EXERCISE OBJECTIVE
No images are to be carried over; print all other material exactly as it stands.
================================
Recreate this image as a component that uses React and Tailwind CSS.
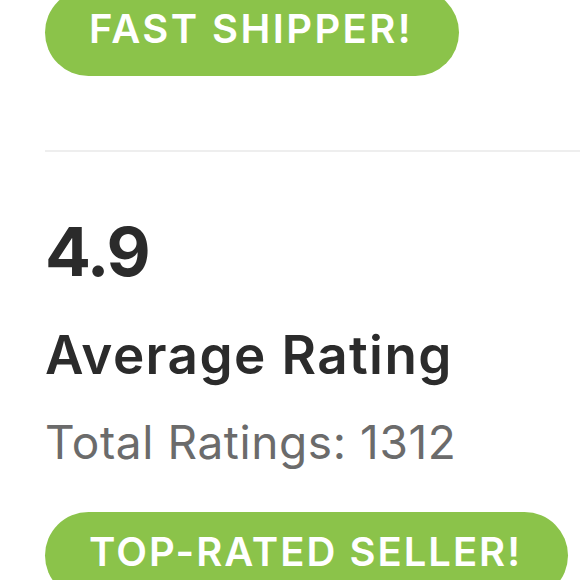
export default function App() {
    return (
        <div className="w-[580px] h-[580px] overflow-hidden bg-white font-['Inter',sans-serif]">
            <div className="pl-[45px]">
                {/* Fast shipper badge */}
                <div className="-mt-[11px] inline-flex rounded-full bg-[#8bc34a] pl-[44px] pr-[46px] pt-[20px] pb-[27px] text-[40px] leading-[40px] font-semibold tracking-[2.4px] text-white">
                    FAST SHIPPER!
                </div>

                <div className="mt-[74px] h-[2px] bg-[#eeeeee]" />

                {/* Rating */}
                <div className="mt-[64px] text-[68px] leading-[70px] font-bold tracking-[-2px] text-[#2b2b2b]">
                    4.9
                </div>
                <div className="mt-[43px] text-[53px] leading-[53px] font-semibold tracking-[1.4px] text-[#2b2b2b]">
                    Average Rating
                </div>
                <div className="mt-[37px] text-[46px] leading-[46px] font-normal tracking-[0.6px] text-[#6b6b6b]">
                    Total Ratings: 1312
                </div>

                <div className="mt-[47px] inline-flex rounded-full bg-[#8bc34a] pl-[44px] pr-[46px] pt-[20px] pb-[27px] text-[40px] leading-[40px] font-semibold tracking-[2px] text-white whitespace-nowrap">
                    TOP-RATED SELLER!
                </div>
            </div>
        </div>
    );
}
================================
EXPECTED OUTPUT
Recreate this image as a component that uses React and Tailwind CSS.
export default function App() {
    return (
        <div className="w-[580px] h-[580px] overflow-hidden bg-white font-['Inter',sans-serif]">
            <div className="pl-[45px]">
                {/* Fast shipper badge */}
                <div className="-mt-[11px] inline-flex rounded-full bg-[#8bc34a] pl-[44px] pr-[46px] pt-[20px] pb-[27px] text-[40px] leading-[40px] font-semibold tracking-[2.4px] text-white">
                    FAST SHIPPER!
                </div>

                <div className="mt-[74px] h-[2px] bg-[#eeeeee]" />

                {/* Rating */}
                <div className="mt-[64px] text-[68px] leading-[70px] font-bold tracking-[-2px] text-[#2b2b2b]">
                    4.9
                </div>
                <div className="mt-[43px] text-[53px] leading-[53px] font-semibold tracking-[1.4px] text-[#2b2b2b]">
                    Average Rating
                </div>
                <div className="mt-[37px] text-[46px] leading-[46px] font-normal tracking-[0.6px] text-[#6b6b6b]">
                    Total Ratings: 1312
                </div>

                <div className="mt-[47px] inline-flex rounded-full bg-[#8bc34a] pl-[44px] pr-[46px] pt-[20px] pb-[27px] text-[40px] leading-[40px] font-semibold tracking-[2px] text-white whitespace-nowrap">
                    TOP-RATED SELLER!
                </div>
            </div>
        </div>
    );
}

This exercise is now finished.